I have just one quick observation, relative to the Wheat Board. We as an organization don't get involved in that. But the discussion I heard here reminded me of the old adage, maybe out in western Canada, that wheat looks to still be 13% protein and 87% politics.
On top of what I said earlier, wheat is only going to be introduced if the market is ready for it.
On what this technology has brought to the farmer, when the canola growers were before the committee on Bill C-474, Rick White, their executive director.... We can all trot studies out, but it's the farmer who really is the ultimate arbiter. His own comment was that relative to yields, there is a 30% to 40% increase with GMOs. I think he also went on to say, and I think you referenced it, that the hardiness in the face of sometimes harsh environmental conditions is when it really shines.
My final point, with respect to science and agricultural research and the farm community—and it goes back to the many careers I've had—is that the one constant with farmers is that they recognize the value of research, both from a publicly funded standpoint and a privately funded standpoint. They know, ultimately, the great benefits it brings. You can find studies that show that it is a 15-to-1 return or a 20-to-1 return.

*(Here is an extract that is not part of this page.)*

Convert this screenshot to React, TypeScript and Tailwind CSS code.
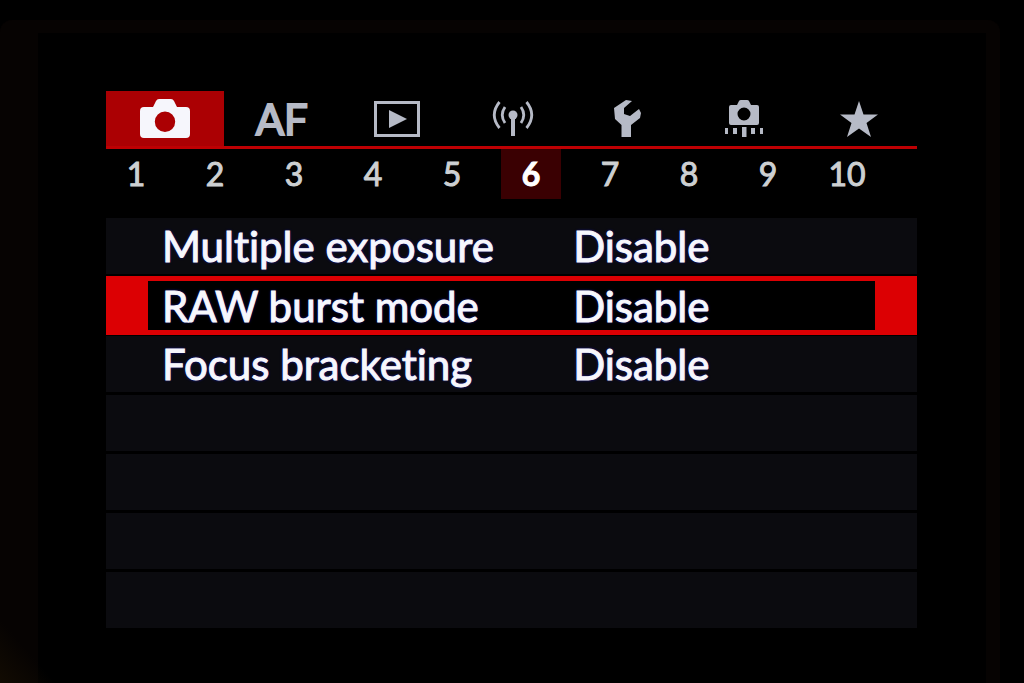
import React, { useState } from 'react';
import clsx from 'clsx';

type Tab = { id: string; label: string; icon: React.ReactNode };
type Setting = { name: string; value: string };

const TABS: Tab[] = [
    {
        id: 'shoot',
        label: 'Shooting',
        icon: (
            <svg width="50" height="40" viewBox="0 0 50 40" fill="currentColor" aria-hidden="true">
                <path fillRule="evenodd" d="M4 8H13L16 2Q17 0 19 0H31Q33 0 34 2L37 8H46Q50 8 50 12V35Q50 39 46 39H4Q0 39 0 35V12Q0 8 4 8ZM25 12.500A10.200 10.200 0 1 0 25 32.900A10.200 10.200 0 1 0 25 12.500Z" />
            </svg>
        ),
    },
    {
        id: 'af',
        label: 'AF',
        icon: <span className="text-[42px] leading-none [-webkit-text-stroke:2px_currentColor]">AF</span>,
    },
    {
        id: 'playback',
        label: 'Playback',
        icon: (
            <svg width="46" height="36" viewBox="0 0 46 36" aria-hidden="true">
                <rect x="1.500" y="1.500" width="43" height="33" fill="none" stroke="currentColor" strokeWidth="3" />
                <path d="M15 9L33 18L15 27Z" fill="currentColor" />
            </svg>
        ),
    },
    {
        id: 'wireless',
        label: 'Wireless',
        icon: (
            <svg width="42" height="36" viewBox="0 0 42 36" fill="none" stroke="currentColor" strokeWidth="2.800" aria-hidden="true">
                <circle cx="21" cy="14" r="4.500" fill="currentColor" stroke="none" />
                <path d="M21 14V35" strokeWidth="4" />
                <path d="M13 6Q7.500 14 13 22M29 6Q34.500 14 29 22" />
                <path d="M7.500 1Q-3 14 7.500 27M34.500 1Q45 14 34.500 27" />
            </svg>
        ),
    },
    {
        id: 'setup',
        label: 'Set-up',
        icon: (
            <svg width="28" height="38" viewBox="0 0 28 38" fill="currentColor" aria-hidden="true">
                <path d="M12 0L18 1L10 8V14L16 16L25 9L27 13L26 18L17 25V37H7.500V25L1 19L0 8Z" />
            </svg>
        ),
    },
    {
        id: 'custom',
        label: 'Custom functions',
        icon: (
            <svg width="40" height="38" viewBox="0 0 40 38" fill="currentColor" aria-hidden="true">
                <path fillRule="evenodd" d="M7 5H13L15 1Q15.500 0 17 0H23Q24.500 0 25 1L27 5H33Q35 5 35 7V23Q35 25 33 25H7Q5 25 5 23V7Q5 5 7 5ZM20 7.500A6.500 6.500 0 1 0 20 20.500A6.500 6.500 0 1 0 20 7.500Z" />
                <path d="M1 28H4V34H1ZM9 28H13V34H9ZM18 27H22.500V37H18ZM27 28H31V34H27ZM36 28H39V34H36Z" />
            </svg>
        ),
    },
    {
        id: 'mymenu',
        label: 'My menu',
        icon: (
            <svg width="38" height="36" viewBox="0 0 38 36" fill="currentColor" aria-hidden="true">
                <path d="M19 0L23.500 13.500H38L26.500 22L31 36L19 27.500L7 36L11.500 22L0 13.500H14.500Z" />
            </svg>
        ),
    },
];

const PAGES = [1, 2, 3, 4, 5, 6, 7, 8, 9, 10];

const SETTINGS: Setting[] = [
    { name: 'Multiple exposure', value: 'Disable' },
    { name: 'RAW burst mode', value: 'Disable' },
    { name: 'Focus bracketing', value: 'Disable' },
];

const ROW_COUNT = 7;

export default function App() {
    const [tab, setTab] = useState('shoot');
    const [page, setPage] = useState(6);
    const [selected, setSelected] = useState(1);

    const emptyRows = Array.from({ length: ROW_COUNT - SETTINGS.length });

    return (
        <div className="relative flex min-h-screen flex-col bg-black pt-[20px] pr-[24px] font-['Lato',sans-serif] [font-variant-ligatures:none]">
            {/* Body of the camera around the display */}
            <div className="flex-1 rounded-t-xl border-t-[13px] border-r-[14px] border-l-[38px] border-[#060302] bg-black">
                <main className="pt-[58px] pr-[69px] pb-12 pl-[68px]">
                    <nav
                        aria-label="Menu tabs"
                        className="grid h-[58px] grid-cols-[118px_repeat(6,1fr)] border-b-[3px] border-[#be0003]"
                    >
                        {TABS.map((item) => (
                            <button
                                key={item.id}
                                aria-label={item.label}
                                onClick={() => setTab(item.id)}
                                className={clsx(
                                    'flex items-center justify-center',
                                    tab === item.id ? 'bg-[#ab0003] text-[#f6f6fc]' : 'text-[#b6bac6]'
                                )}
                            >
                                {item.icon}
                            </button>
                        ))}
                    </nav>

                    <nav aria-label="Pages" className="flex justify-between pr-10">
                        {PAGES.map((n) => (
                            <button
                                key={n}
                                onClick={() => setPage(n)}
                                className={clsx(
                                    'h-[50px] w-[60px] text-[32px] leading-[50px] [-webkit-text-stroke:1px_currentColor]',
                                    page === n ? 'bg-[#3a0002] font-bold text-white' : 'text-[#cdd0d2]'
                                )}
                            >
                                {n}
                            </button>
                        ))}
                    </nav>

                    <ul className="mt-[18px]">
                        {SETTINGS.map((s, i) => (
                            <li key={s.name}>
                                <button
                                    onClick={() => setSelected(i)}
                                    className={clsx(
                                        'grid h-[59px] w-full grid-cols-[10fr_7fr] items-center text-left text-[42px] leading-none whitespace-nowrap text-[#f7f7fc] [-webkit-text-stroke:1px_currentColor] [text-shadow:0_0_3px_#1a1ad0]',
                                        selected === i
                                            ? 'border-x-[42px] border-y-[5px] border-[#dc0003] bg-black px-[14px]'
                                            : 'border-t border-b-2 border-black bg-[#0b0b0f] px-[56px]'
                                    )}
                                >
                                    <span>{s.name}</span>
                                    <span>{s.value}</span>
                                </button>
                            </li>
                        ))}
                        {emptyRows.map((_, i) => (
                            <li key={i} className="h-[59px] border-t border-b-2 border-black bg-[#0b0b0f]" />
                        ))}
                    </ul>
                </main>
            </div>
            <div className="absolute bottom-0 left-0 h-16 w-14 bg-linear-to-tr from-[#120b02] to-transparent to-50%" />
        </div>
    );
}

I was at a meeting in Saskatoon the other day when the guru on the pulse stuff had numbers about the returns on pulses. Because of these innovations over the years, to grow the same amount of crop today as was grown in 1961, with those yields, we would have had to have maybe 250 million more acres in cultivation than we have today. It really speaks to innovation.
There are nine billion people and counting to feed. That's the challenge.